*WORK INSTRUCTIONS*
Report the count of lines that carry the string "this", and add nothing.

----- TASK MATERIAL -----

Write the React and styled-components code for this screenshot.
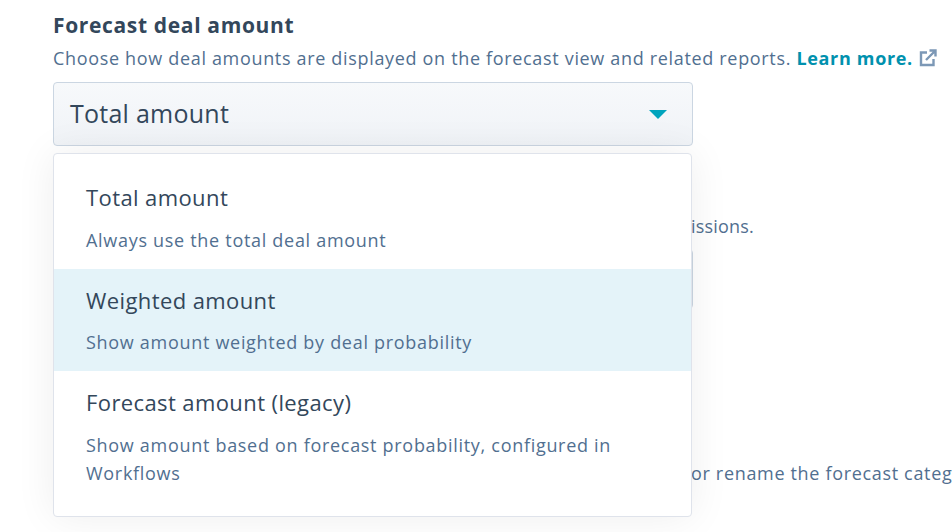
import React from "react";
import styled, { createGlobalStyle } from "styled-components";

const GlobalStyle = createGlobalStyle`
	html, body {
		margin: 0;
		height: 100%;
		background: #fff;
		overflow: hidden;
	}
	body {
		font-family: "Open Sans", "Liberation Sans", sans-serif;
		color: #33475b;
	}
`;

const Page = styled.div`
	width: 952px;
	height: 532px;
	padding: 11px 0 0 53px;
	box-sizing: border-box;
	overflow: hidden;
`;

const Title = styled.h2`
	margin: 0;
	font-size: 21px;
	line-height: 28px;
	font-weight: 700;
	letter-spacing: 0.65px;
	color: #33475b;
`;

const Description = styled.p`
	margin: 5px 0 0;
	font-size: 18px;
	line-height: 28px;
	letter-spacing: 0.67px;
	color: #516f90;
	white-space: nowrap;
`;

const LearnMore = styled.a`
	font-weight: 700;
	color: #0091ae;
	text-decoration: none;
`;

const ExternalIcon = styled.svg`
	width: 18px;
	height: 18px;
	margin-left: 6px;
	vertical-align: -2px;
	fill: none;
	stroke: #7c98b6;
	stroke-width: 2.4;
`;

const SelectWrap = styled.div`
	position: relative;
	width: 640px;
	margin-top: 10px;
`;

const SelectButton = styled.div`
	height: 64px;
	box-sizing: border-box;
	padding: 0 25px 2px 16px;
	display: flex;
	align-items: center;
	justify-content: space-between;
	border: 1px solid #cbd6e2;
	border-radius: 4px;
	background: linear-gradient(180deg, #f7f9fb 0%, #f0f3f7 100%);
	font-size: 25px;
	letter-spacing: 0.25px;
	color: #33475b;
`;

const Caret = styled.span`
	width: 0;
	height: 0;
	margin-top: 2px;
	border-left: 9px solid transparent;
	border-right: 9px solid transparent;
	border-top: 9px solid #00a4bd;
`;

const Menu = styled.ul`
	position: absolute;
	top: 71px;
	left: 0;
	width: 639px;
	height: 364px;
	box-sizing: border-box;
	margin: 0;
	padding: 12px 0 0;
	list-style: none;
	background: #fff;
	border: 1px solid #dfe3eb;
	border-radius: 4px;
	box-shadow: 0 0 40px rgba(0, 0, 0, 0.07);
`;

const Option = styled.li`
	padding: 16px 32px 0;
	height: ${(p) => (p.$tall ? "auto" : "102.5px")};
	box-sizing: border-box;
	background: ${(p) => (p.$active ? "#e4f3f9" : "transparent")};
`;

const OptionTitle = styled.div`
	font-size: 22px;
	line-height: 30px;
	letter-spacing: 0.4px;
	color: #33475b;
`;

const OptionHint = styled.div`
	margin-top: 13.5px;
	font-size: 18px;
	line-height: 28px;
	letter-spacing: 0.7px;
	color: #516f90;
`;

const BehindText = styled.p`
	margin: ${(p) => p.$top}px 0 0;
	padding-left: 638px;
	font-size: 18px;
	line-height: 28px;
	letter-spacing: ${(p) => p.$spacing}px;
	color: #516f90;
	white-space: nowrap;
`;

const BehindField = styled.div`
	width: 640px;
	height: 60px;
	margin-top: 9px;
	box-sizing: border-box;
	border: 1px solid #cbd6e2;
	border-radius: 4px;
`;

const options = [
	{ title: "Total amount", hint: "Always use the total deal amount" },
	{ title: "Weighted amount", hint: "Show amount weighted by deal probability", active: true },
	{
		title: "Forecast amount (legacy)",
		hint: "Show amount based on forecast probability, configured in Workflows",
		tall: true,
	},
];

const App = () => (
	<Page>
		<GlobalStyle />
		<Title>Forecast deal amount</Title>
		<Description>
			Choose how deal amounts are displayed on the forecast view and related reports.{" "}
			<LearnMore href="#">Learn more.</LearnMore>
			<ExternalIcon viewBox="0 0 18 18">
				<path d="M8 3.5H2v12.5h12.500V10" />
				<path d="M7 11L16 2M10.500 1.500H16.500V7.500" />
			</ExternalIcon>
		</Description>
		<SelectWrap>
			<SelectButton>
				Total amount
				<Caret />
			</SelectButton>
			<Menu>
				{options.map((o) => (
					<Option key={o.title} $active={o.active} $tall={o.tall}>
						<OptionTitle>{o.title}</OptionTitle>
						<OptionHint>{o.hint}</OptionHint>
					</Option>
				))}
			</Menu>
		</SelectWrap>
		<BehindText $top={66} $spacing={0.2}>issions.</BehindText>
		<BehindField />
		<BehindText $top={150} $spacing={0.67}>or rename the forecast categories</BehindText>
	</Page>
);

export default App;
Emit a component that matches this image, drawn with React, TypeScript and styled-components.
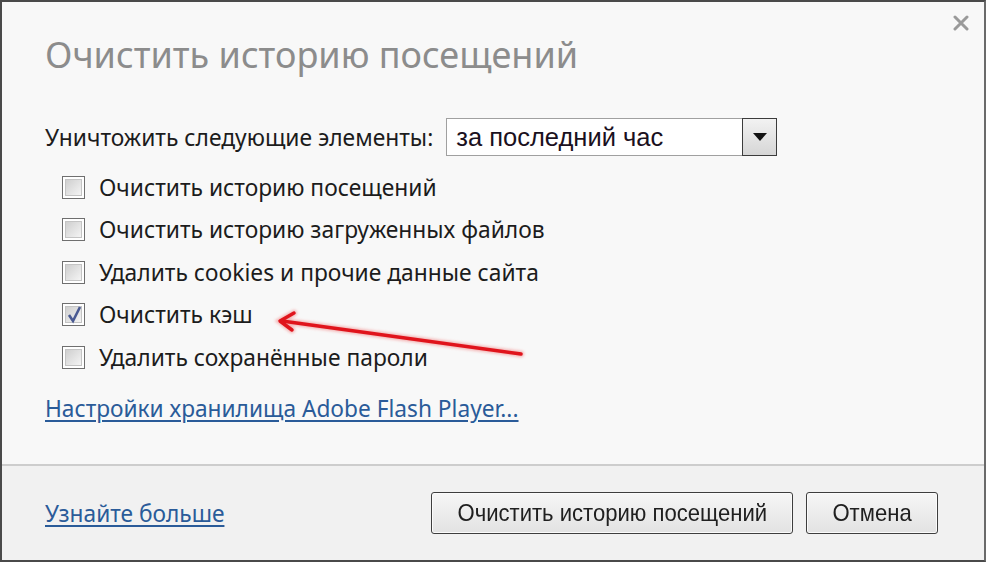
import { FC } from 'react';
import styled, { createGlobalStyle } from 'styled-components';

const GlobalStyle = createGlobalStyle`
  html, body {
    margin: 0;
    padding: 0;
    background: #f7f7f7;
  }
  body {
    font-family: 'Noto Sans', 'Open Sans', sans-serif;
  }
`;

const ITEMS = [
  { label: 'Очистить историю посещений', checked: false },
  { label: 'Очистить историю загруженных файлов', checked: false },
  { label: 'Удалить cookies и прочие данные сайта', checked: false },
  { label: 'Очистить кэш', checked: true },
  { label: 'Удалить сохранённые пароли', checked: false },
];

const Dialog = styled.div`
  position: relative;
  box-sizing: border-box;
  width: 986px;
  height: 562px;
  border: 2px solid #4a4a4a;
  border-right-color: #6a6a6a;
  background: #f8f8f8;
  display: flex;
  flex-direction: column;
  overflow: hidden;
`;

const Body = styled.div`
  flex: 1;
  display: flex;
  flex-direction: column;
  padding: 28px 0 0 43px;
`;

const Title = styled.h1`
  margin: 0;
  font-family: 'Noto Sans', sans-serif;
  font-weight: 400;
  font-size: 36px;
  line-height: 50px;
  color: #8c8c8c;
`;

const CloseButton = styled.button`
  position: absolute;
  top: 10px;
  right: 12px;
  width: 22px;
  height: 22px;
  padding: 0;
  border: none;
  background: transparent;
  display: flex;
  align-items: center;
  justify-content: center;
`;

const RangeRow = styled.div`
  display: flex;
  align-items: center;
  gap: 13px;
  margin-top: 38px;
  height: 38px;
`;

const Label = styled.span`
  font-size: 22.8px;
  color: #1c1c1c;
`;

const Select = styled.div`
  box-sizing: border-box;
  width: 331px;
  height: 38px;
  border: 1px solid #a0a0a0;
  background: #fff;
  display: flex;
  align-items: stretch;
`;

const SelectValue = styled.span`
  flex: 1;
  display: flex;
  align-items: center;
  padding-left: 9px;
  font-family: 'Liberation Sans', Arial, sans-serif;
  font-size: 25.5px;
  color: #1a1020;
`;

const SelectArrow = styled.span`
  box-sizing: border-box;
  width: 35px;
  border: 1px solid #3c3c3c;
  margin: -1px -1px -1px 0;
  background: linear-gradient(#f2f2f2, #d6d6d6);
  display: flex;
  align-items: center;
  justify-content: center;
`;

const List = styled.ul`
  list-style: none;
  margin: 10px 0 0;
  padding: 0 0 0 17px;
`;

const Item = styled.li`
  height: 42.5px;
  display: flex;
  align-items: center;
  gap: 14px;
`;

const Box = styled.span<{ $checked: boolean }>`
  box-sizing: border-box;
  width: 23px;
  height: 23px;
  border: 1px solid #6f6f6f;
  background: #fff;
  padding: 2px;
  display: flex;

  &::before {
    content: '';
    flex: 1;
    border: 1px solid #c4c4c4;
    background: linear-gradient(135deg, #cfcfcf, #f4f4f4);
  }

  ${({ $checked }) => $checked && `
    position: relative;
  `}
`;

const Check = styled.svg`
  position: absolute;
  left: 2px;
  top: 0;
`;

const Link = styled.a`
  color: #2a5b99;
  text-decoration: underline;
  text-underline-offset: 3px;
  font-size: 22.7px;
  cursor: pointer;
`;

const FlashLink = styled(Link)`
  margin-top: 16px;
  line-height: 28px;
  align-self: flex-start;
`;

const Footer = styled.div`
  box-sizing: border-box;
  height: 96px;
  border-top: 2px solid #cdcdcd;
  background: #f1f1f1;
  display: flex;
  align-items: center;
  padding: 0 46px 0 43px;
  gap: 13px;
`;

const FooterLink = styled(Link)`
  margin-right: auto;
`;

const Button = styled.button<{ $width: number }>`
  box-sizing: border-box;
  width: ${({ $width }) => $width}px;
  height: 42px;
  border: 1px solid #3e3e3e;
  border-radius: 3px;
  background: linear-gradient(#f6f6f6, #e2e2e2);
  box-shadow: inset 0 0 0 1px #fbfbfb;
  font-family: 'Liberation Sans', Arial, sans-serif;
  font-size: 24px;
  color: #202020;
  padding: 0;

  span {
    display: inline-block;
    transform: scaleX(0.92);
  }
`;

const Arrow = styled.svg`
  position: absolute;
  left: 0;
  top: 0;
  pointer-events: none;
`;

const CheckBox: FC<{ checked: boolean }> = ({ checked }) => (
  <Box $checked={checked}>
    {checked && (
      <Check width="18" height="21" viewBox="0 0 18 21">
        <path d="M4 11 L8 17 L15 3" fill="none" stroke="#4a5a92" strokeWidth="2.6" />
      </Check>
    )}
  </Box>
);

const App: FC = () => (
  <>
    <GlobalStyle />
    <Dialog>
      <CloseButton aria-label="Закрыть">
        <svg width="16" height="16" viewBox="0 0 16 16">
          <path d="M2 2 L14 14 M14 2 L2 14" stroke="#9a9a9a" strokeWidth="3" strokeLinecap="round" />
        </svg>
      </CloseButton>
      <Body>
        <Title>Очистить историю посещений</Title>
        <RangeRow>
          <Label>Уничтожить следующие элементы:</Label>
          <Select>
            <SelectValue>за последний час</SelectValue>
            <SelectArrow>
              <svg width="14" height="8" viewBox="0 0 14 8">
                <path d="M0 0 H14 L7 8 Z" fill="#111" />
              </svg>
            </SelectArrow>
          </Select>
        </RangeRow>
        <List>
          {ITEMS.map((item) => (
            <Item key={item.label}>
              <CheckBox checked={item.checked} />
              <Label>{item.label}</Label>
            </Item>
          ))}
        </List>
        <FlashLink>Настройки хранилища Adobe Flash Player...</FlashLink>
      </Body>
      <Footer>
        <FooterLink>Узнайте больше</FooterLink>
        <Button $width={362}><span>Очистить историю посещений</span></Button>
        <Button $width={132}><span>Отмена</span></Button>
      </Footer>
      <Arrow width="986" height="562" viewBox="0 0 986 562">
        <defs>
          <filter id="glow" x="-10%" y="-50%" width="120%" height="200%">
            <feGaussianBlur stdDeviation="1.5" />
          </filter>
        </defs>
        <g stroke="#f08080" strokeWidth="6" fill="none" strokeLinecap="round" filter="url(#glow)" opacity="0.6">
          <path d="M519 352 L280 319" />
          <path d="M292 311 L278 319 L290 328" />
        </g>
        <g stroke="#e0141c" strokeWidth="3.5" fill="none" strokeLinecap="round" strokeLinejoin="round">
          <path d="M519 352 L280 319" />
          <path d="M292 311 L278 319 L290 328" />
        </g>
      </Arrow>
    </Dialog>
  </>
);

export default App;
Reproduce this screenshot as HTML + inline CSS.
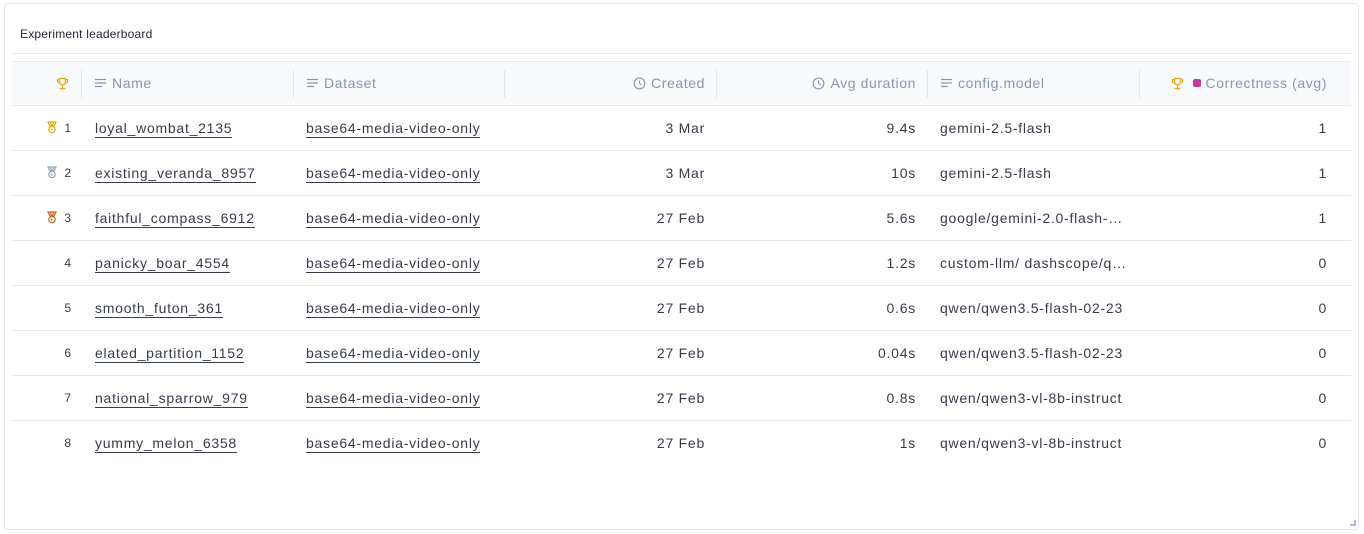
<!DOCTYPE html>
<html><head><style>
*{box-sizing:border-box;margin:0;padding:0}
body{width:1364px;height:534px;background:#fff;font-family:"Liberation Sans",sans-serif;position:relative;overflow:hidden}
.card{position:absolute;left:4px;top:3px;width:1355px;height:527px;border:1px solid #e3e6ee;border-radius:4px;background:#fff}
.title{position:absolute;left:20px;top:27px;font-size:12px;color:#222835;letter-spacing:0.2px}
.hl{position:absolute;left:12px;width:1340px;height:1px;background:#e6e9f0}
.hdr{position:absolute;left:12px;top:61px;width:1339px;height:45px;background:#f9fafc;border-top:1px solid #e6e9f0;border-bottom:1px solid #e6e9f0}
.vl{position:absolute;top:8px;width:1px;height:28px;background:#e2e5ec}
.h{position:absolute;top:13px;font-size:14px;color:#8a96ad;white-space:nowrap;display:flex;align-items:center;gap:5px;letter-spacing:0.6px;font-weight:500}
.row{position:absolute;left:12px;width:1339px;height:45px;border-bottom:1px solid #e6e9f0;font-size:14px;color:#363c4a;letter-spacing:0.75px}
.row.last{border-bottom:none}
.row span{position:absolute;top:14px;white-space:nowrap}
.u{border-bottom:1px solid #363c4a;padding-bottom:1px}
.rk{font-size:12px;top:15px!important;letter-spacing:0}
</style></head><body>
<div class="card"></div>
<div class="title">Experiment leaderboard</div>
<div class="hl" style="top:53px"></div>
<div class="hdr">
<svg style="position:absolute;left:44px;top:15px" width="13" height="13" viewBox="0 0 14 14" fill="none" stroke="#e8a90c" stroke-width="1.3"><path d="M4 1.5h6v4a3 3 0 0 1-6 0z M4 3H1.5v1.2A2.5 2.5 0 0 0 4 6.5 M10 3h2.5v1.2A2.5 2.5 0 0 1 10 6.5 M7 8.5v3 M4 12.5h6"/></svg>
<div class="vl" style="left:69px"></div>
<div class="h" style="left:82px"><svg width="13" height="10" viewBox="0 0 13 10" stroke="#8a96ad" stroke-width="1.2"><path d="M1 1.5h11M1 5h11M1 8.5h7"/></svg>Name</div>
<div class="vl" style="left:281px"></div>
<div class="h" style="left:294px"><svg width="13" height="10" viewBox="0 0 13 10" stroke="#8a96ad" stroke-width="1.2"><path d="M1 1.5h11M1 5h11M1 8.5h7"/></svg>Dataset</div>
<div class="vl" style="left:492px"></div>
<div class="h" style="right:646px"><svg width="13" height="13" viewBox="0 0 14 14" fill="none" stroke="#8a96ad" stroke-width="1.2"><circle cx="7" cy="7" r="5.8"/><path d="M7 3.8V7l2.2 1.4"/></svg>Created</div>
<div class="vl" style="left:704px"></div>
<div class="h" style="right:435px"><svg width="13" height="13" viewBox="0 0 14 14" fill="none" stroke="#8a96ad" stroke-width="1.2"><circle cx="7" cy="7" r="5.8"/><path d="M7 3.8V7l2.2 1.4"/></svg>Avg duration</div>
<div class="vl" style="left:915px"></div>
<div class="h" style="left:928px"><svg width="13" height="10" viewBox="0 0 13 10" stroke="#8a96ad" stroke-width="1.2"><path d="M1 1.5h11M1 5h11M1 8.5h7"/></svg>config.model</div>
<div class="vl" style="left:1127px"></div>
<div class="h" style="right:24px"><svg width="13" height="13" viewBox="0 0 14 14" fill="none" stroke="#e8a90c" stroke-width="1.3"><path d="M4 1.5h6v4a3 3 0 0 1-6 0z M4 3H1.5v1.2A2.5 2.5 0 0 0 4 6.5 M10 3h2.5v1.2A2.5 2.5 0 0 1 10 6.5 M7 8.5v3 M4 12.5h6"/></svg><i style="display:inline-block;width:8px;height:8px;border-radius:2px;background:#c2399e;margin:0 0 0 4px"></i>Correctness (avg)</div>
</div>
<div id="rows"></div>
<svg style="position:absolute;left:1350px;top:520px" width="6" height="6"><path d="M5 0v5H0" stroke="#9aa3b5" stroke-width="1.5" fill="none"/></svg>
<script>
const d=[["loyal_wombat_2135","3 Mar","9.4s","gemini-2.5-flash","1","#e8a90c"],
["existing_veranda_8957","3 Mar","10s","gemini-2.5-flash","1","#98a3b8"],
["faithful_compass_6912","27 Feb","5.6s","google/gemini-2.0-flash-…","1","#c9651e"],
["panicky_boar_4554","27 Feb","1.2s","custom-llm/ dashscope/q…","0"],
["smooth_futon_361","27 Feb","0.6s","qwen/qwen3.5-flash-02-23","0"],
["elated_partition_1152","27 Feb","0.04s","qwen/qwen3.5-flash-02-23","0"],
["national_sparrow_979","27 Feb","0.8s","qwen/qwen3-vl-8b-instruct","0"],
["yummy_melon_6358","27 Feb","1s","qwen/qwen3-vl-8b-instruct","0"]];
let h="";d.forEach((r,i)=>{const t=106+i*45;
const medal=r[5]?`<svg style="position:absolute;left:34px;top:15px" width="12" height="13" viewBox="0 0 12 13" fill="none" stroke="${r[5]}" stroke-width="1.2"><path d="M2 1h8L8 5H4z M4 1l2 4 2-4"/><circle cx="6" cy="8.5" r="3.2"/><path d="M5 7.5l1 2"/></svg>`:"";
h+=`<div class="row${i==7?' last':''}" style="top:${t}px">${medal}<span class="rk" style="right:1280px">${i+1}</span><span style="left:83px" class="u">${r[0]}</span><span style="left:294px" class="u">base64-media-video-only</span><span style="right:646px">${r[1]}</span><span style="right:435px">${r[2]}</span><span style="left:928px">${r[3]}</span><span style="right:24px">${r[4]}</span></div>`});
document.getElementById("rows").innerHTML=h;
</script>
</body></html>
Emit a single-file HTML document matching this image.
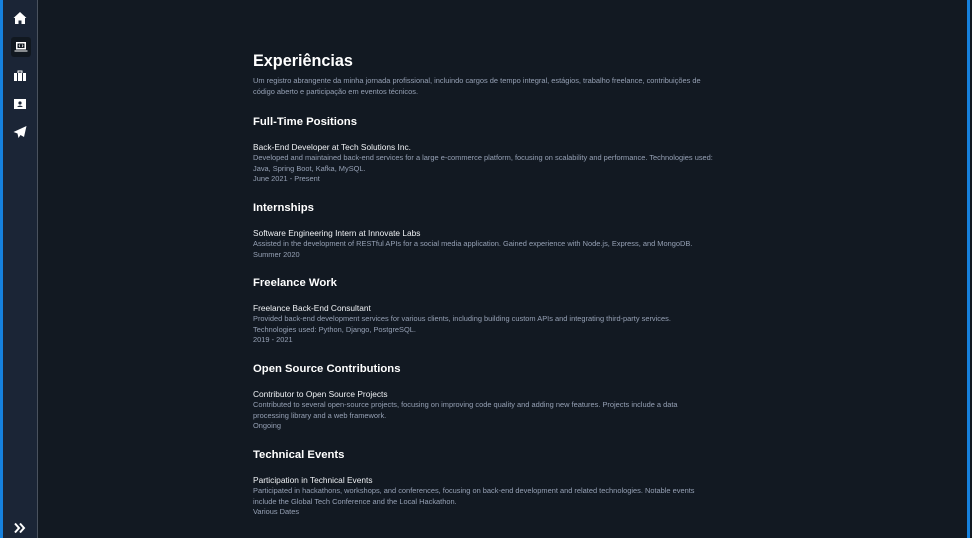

-----

*FULL ANSWER*
4